(EXERCISE OBJECTIVE) Reproduce the records below exactly as they appear, omitting any pictures they contain.

Stored data entries
START

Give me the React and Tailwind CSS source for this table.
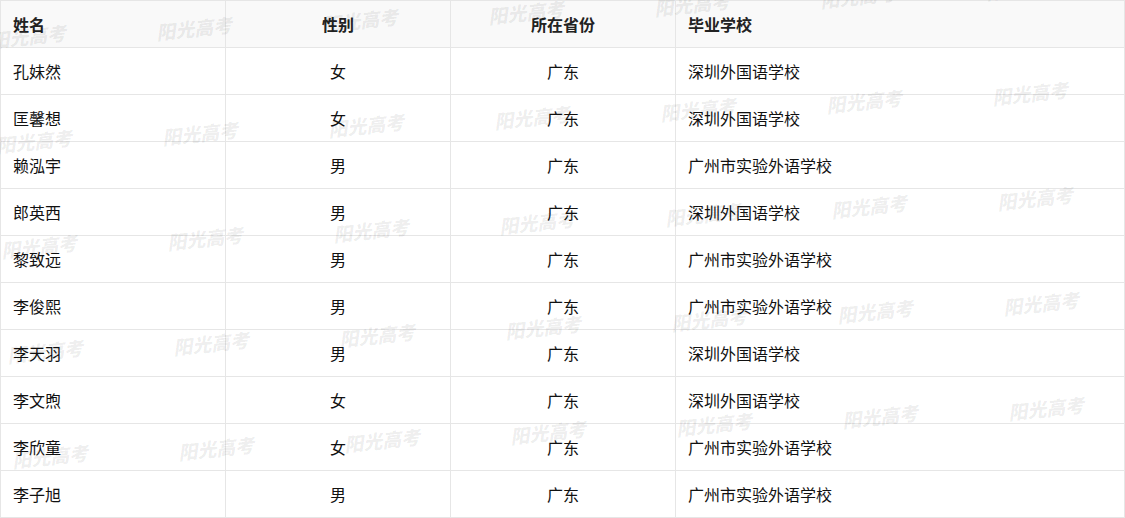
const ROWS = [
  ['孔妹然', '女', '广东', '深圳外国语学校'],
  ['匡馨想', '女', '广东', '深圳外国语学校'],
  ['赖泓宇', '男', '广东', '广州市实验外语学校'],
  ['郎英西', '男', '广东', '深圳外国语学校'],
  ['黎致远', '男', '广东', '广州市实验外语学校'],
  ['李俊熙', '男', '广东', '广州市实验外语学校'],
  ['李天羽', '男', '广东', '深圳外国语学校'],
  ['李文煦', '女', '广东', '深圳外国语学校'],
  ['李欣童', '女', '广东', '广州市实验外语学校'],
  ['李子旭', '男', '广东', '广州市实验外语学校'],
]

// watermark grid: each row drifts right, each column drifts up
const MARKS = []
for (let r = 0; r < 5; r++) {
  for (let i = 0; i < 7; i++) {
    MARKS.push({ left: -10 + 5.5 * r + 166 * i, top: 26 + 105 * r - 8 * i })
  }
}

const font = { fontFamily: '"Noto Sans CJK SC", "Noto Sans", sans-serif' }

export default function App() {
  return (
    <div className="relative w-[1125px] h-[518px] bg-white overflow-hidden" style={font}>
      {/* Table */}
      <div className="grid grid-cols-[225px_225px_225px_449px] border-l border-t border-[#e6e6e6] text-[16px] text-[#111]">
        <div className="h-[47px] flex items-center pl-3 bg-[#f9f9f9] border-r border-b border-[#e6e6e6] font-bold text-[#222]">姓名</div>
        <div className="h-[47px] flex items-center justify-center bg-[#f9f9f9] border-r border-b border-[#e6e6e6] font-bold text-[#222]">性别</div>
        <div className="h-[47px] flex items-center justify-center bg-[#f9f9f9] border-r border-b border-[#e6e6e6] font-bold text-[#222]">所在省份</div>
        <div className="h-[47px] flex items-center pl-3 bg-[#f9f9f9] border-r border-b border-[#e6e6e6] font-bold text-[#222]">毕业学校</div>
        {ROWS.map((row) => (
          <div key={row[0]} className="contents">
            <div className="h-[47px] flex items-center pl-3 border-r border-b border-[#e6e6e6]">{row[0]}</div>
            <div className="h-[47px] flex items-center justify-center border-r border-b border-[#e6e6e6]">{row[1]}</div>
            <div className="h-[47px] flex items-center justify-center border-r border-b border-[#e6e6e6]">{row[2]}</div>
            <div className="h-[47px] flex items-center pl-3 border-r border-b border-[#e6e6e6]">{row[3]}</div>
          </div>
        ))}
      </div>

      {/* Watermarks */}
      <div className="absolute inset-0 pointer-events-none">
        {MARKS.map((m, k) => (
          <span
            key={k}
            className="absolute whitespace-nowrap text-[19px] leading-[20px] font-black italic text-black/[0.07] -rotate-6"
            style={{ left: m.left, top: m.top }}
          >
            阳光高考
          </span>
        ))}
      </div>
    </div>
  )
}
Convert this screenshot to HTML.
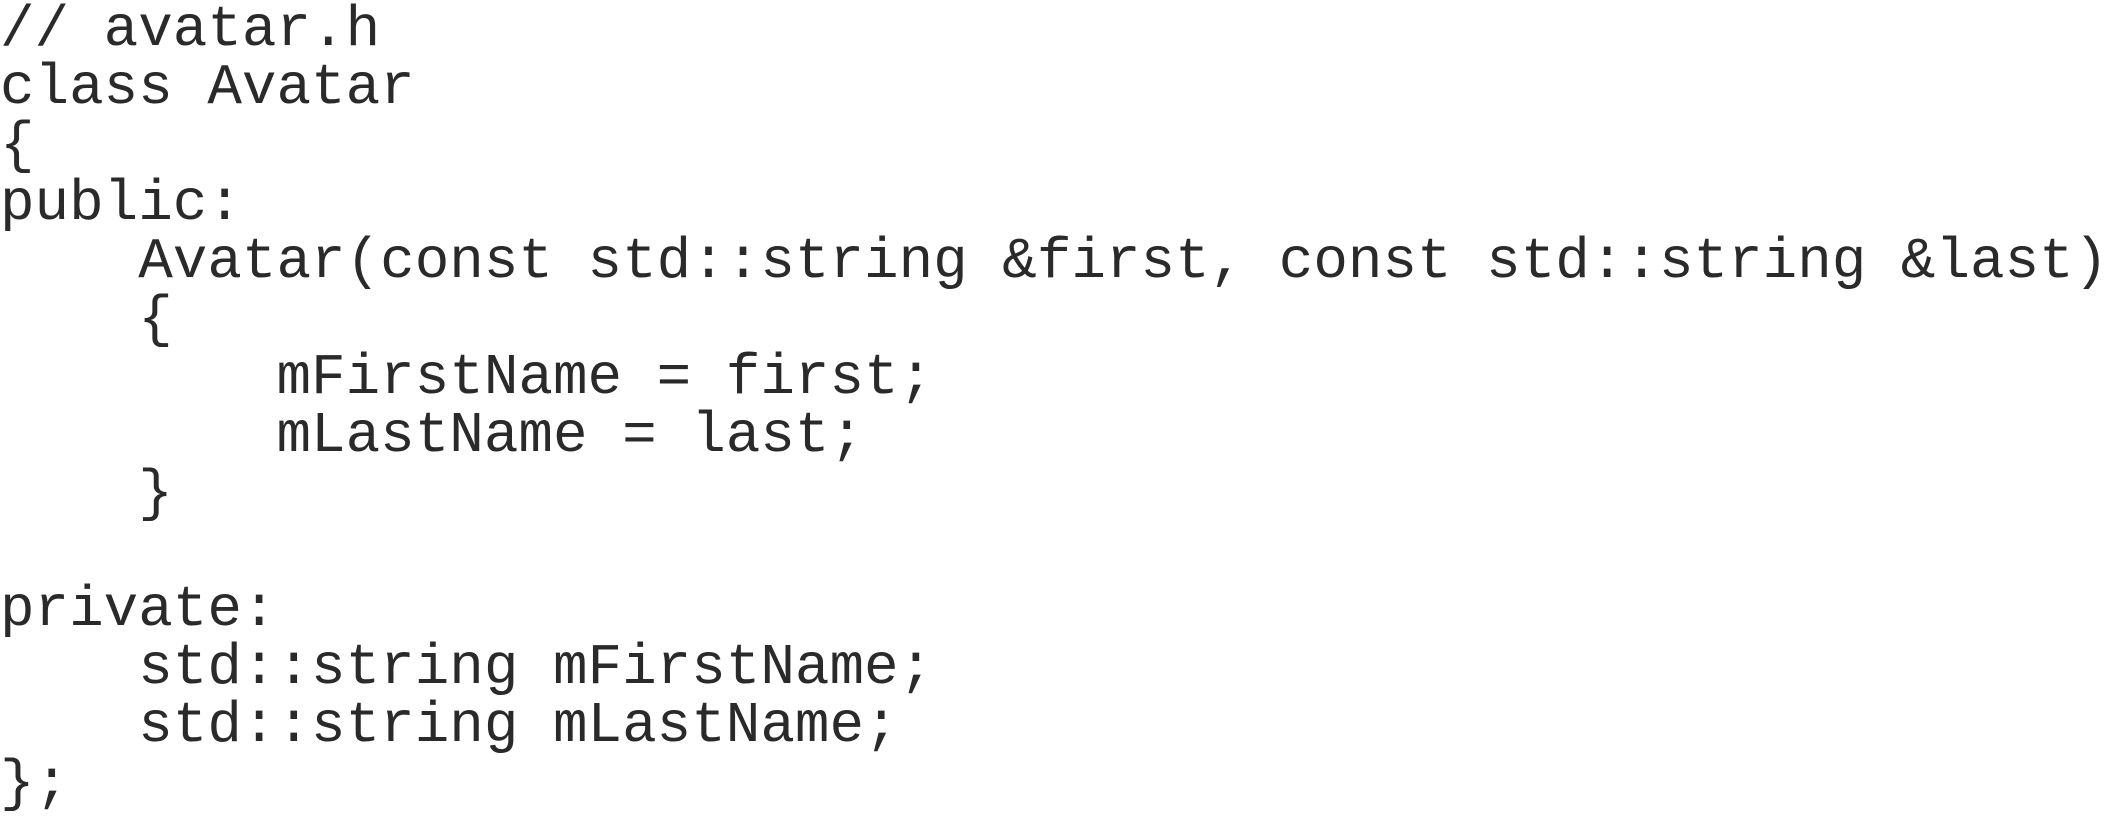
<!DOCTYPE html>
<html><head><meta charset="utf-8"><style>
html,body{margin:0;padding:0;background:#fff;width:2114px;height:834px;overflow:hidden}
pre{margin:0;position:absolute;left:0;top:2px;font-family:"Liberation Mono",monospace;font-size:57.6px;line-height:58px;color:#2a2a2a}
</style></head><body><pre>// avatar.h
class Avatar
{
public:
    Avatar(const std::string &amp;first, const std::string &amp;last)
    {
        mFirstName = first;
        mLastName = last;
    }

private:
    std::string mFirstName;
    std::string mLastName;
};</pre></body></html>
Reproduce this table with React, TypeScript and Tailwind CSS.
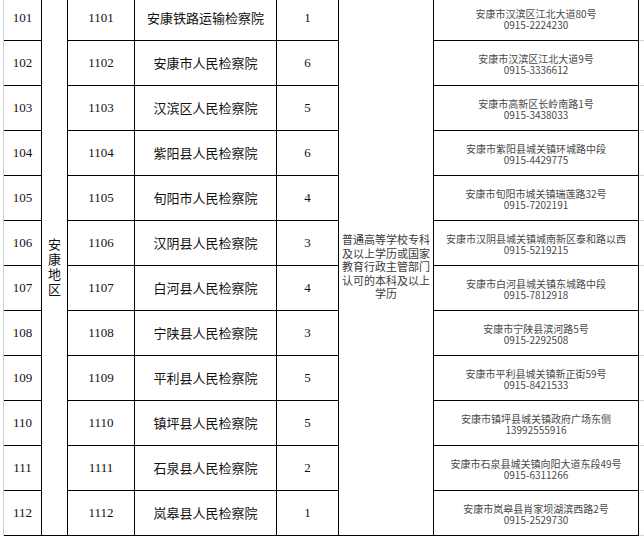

END

(RIGHT ANSWER)
Give me the React and Tailwind CSS source for this table.
const ROWS = [
  ['孔妹然', '女', '广东', '深圳外国语学校'],
  ['匡馨想', '女', '广东', '深圳外国语学校'],
  ['赖泓宇', '男', '广东', '广州市实验外语学校'],
  ['郎英西', '男', '广东', '深圳外国语学校'],
  ['黎致远', '男', '广东', '广州市实验外语学校'],
  ['李俊熙', '男', '广东', '广州市实验外语学校'],
  ['李天羽', '男', '广东', '深圳外国语学校'],
  ['李文煦', '女', '广东', '深圳外国语学校'],
  ['李欣童', '女', '广东', '广州市实验外语学校'],
  ['李子旭', '男', '广东', '广州市实验外语学校'],
]

// watermark grid: each row drifts right, each column drifts up
const MARKS = []
for (let r = 0; r < 5; r++) {
  for (let i = 0; i < 7; i++) {
    MARKS.push({ left: -10 + 5.5 * r + 166 * i, top: 26 + 105 * r - 8 * i })
  }
}

const font = { fontFamily: '"Noto Sans CJK SC", "Noto Sans", sans-serif' }

export default function App() {
  return (
    <div className="relative w-[1125px] h-[518px] bg-white overflow-hidden" style={font}>
      {/* Table */}
      <div className="grid grid-cols-[225px_225px_225px_449px] border-l border-t border-[#e6e6e6] text-[16px] text-[#111]">
        <div className="h-[47px] flex items-center pl-3 bg-[#f9f9f9] border-r border-b border-[#e6e6e6] font-bold text-[#222]">姓名</div>
        <div className="h-[47px] flex items-center justify-center bg-[#f9f9f9] border-r border-b border-[#e6e6e6] font-bold text-[#222]">性别</div>
        <div className="h-[47px] flex items-center justify-center bg-[#f9f9f9] border-r border-b border-[#e6e6e6] font-bold text-[#222]">所在省份</div>
        <div className="h-[47px] flex items-center pl-3 bg-[#f9f9f9] border-r border-b border-[#e6e6e6] font-bold text-[#222]">毕业学校</div>
        {ROWS.map((row) => (
          <div key={row[0]} className="contents">
            <div className="h-[47px] flex items-center pl-3 border-r border-b border-[#e6e6e6]">{row[0]}</div>
            <div className="h-[47px] flex items-center justify-center border-r border-b border-[#e6e6e6]">{row[1]}</div>
            <div className="h-[47px] flex items-center justify-center border-r border-b border-[#e6e6e6]">{row[2]}</div>
            <div className="h-[47px] flex items-center pl-3 border-r border-b border-[#e6e6e6]">{row[3]}</div>
          </div>
        ))}
      </div>

      {/* Watermarks */}
      <div className="absolute inset-0 pointer-events-none">
        {MARKS.map((m, k) => (
          <span
            key={k}
            className="absolute whitespace-nowrap text-[19px] leading-[20px] font-black italic text-black/[0.07] -rotate-6"
            style={{ left: m.left, top: m.top }}
          >
            阳光高考
          </span>
        ))}
      </div>
    </div>
  )
}
Convert this screenshot to HTML.
<!DOCTYPE html>
<html><head><meta charset="utf-8"><style>
html,body{margin:0;padding:0;background:#fff;width:2114px;height:834px;overflow:hidden}
pre{margin:0;position:absolute;left:0;top:2px;font-family:"Liberation Mono",monospace;font-size:57.6px;line-height:58px;color:#2a2a2a}
</style></head><body><pre>// avatar.h
class Avatar
{
public:
    Avatar(const std::string &amp;first, const std::string &amp;last)
    {
        mFirstName = first;
        mLastName = last;
    }

private:
    std::string mFirstName;
    std::string mLastName;
};</pre></body></html>
Reproduce this table with React, TypeScript and Tailwind CSS.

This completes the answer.